Headlines: What wisdom do you have for future minority medical students?

Jamerson: First, seek to be understood, but not at the detriment of learning from others. As minority scholars, we become so accustomed to making others more cognizant of sensitivities, distrust and customs within our own communities, we often forget to learn about other minority populations.

Next, continue to create avenues for increased representation in medicine and become active in leadership. Every student has the ability to shape medical education, whether by holding a position on student council, serving on a committee for the Curriculum for Health Disparities, or directing one of the student free run clinics.

Finally, know that you belong here and carry that with confidence. There will be times when people make you feel less than deserving of being a medical student and some will believe that the only reason you gained admission is for the sole purpose of increasing diversity numbers. They are wrong. You earned your spot. Most importantly, an entire committee advocated for you to be here today so that you can change the face of health care tomorrow. The future of patient care needs you; you are the driving force behind cultural humility and competency in the medical community.

Maurits Hughes

Maurits Hughes

Director, Environmental Services

Headlines: Who left an impact on you as you progressed through your career?

Hughes: My role models were my father, uncles and all the men at my church and school who displayed strong character and work ethic. When I was preparing to enter high school, a family friend, Dr. Adrian Westney, visited my home. He had just become the headmaster of a small historical African American boarding school, Pine Forge Academy. The school was established in 1948 and was located on 500 acres of rolling hills in Pine Forge, Pa. It was on those hallowed grounds, a site of the Underground Railroad, that my journey truly began.
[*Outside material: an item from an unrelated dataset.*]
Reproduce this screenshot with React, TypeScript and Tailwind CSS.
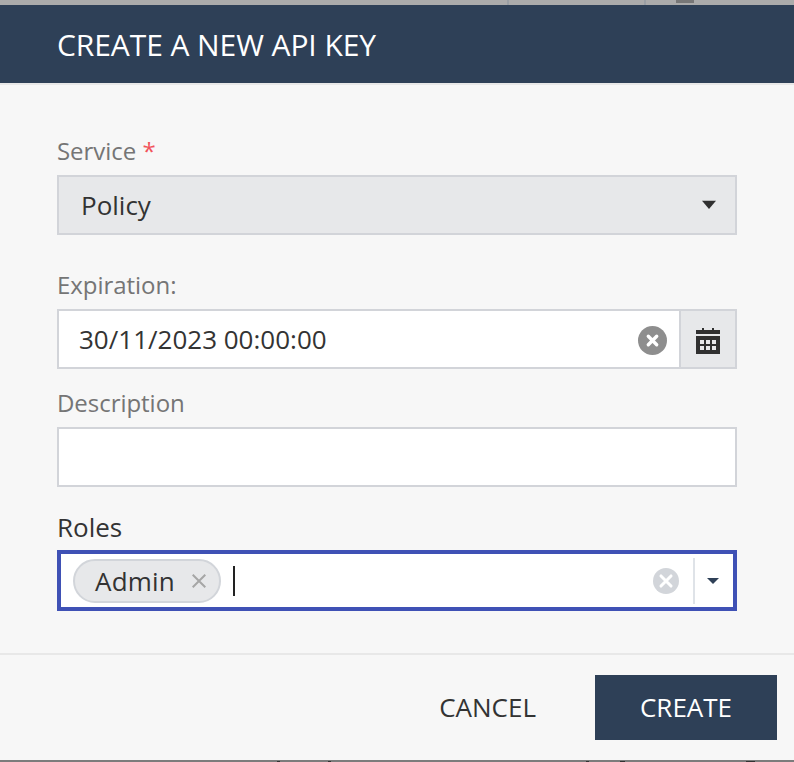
import React from "react";

function ClearIcon({ size, color, cross }: { size: number; color: string; cross: number }) {
  const a = 14.5 - cross;
  const b = 14.5 + cross;
  return (
    <svg width={size} height={size} viewBox="0 0 29 29" className="block shrink-0">
      <circle cx="14.5" cy="14.5" r="14.5" fill={color} />
      <path d={`M${a} ${a}L${b} ${b}M${b} ${a}L${a} ${b}`} stroke="#fff" strokeWidth="3.4" strokeLinecap="round" />
    </svg>
  );
}

function CalendarIcon() {
  return (
    <svg width="24" height="26" viewBox="0 0 24 26" shapeRendering="crispEdges" className="block">
      <path fill="#303030" d="M0 2h6V0h2v2h8V0h2v2h6v4H0zM0 8h24v18H0z" />
      <path fill="#e7e8ea" d="M4 12h4v4H4zM10 12h4v4h-4zM16 12h4v4h-4zM4 18h4v4H4zM10 18h4v4h-4zM16 18h4v4h-4z" />
    </svg>
  );
}

export default function App() {
  return (
    <div className="flex h-[762px] w-[794px] flex-col overflow-hidden bg-[#f7f7f7] font-['Open_Sans',sans-serif] text-[26px] text-[#333]">
      <div className="flex h-[5px] shrink-0 bg-[#ababab]">
        <div className="ml-[507px] h-full w-[2px] bg-[#9a9fa4]" />
        <div className="ml-[135px] h-full w-[2px] bg-[#9a9fa4]" />
        <div className="ml-[30px] h-[3px] w-[18px] bg-[#777]" />
      </div>
      <header className="flex h-20 shrink-0 items-center border-b-2 border-[#e8e8e8] bg-[#2e4057] pl-[57px]">
        <h1 className="pt-0.5 text-[30px] leading-[76px] tracking-[-0.08px] whitespace-nowrap text-white">CREATE A NEW API KEY</h1>
      </header>
      <main className="flex h-[568px] shrink-0 flex-col px-[57px] pt-[42px]">
        <label className="h-12 text-2xl leading-[48px] tracking-[-0.04px] text-[#757575]">
          Service <span className="text-[#f2545b]">*</span>
        </label>
        <div className="flex h-[60px] items-center justify-between border-2 border-[#d2d4d9] bg-[#e7e8ea] pr-[19px] pl-[22px]">
          <span>Policy</span>
          <svg width="14" height="10" viewBox="0 0 14 10" className="block"><path d="M0 .7h14L7 9z" fill="#303030" /></svg>
        </div>
        <label className="mt-[26px] h-12 text-2xl leading-[48px] tracking-[-0.04px] text-[#757575]">Expiration:</label>
        <div className="flex h-[60px] border-2 border-[#d2d4d9] bg-white">
          <div className="flex flex-1 items-center justify-between pr-3 pl-5">
            <span>30/11/2023 00:00:00</span>
            <div className="pt-[3px]">
              <ClearIcon size={29} color="#8e8e8e" cross={4.2} />
            </div>
          </div>
          <div className="flex w-[56px] items-center border-l-2 border-[#d2d4d9] bg-[#e7e8ea] pt-1 pl-[15px]">
            <CalendarIcon />
          </div>
        </div>
        <label className="mt-2.5 h-12 text-2xl leading-[48px] tracking-[-0.04px] text-[#757575]">Description</label>
        <div className="h-[60px] border-2 border-[#d2d4d9] bg-white" />
        <label className="mt-4 h-[47px] leading-[49px]">Roles</label>
        <div className="flex h-[61px] items-center border-4 border-[#3f51b5] bg-white pl-3">
          <div className="flex h-11 w-[148px] items-center justify-between rounded-full border-2 border-[#d2d5da] bg-[#e7e8ea] pr-[13px] pl-5">
            <span className="pt-0.5 tracking-[0.2px]">Admin</span>
            <svg width="14" height="14" viewBox="0 0 14 14"><path d="M.7.7l12.6 12.6M13.3.7L.7 13.3" stroke="#a6a6a6" strokeWidth="2" /></svg>
          </div>
          <div className="ml-3 h-[30px] w-[2px] bg-[#222]" />
          <div className="ml-auto">
            <ClearIcon size={26} color="#d2d5da" cross={5.6} />
          </div>
          <div className="ml-3.5 h-[46px] w-[2px] bg-[#dfe3e8]" />
          <svg width="12" height="7" viewBox="0 0 12 7" className="mr-3.5 ml-3"><path d="M0 1h12L6 7z" fill="#2e4057" /></svg>
        </div>
      </main>
      <footer className="flex h-[107px] shrink-0 items-center justify-end border-t-2 border-[#e8e8e8] pr-[17px]">
        <button className="mr-[59px]">CANCEL</button>
        <button className="h-[65px] w-[182px] bg-[#2e4057] text-white">CREATE</button>
      </footer>
      <div className="flex h-[2px] shrink-0 items-end bg-[#7c7c7c]">
        <div className="ml-[277px] h-px w-[3px] bg-[#333]" />
        <div className="ml-12 h-px w-[3px] bg-[#333]" />
        <div className="ml-[255px] h-px w-[3px] bg-[#333]" />
        <div className="ml-[31px] h-px w-[5px] bg-[#333]" />
        <div className="ml-[121px] h-px w-[9px] bg-[#333]" />
      </div>
    </div>
  );
}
Away from the hustle and bustle of New York City, I learned the true meaning of responsibility, hard work and sacrifice.

The school motto to this day is, “Excellence is No Accident.” Pine Forge challenged me to be the best that I could be and left me with the idea that “With God, all things are possible.” Those ideas have helped carry me through college, post-graduate studies and my time at Michigan Medicine. Fortunately, I’ve had the chance to return to campus and meet with current students about the important role Pine Forge played in my life and the important lessons I have learned over the years.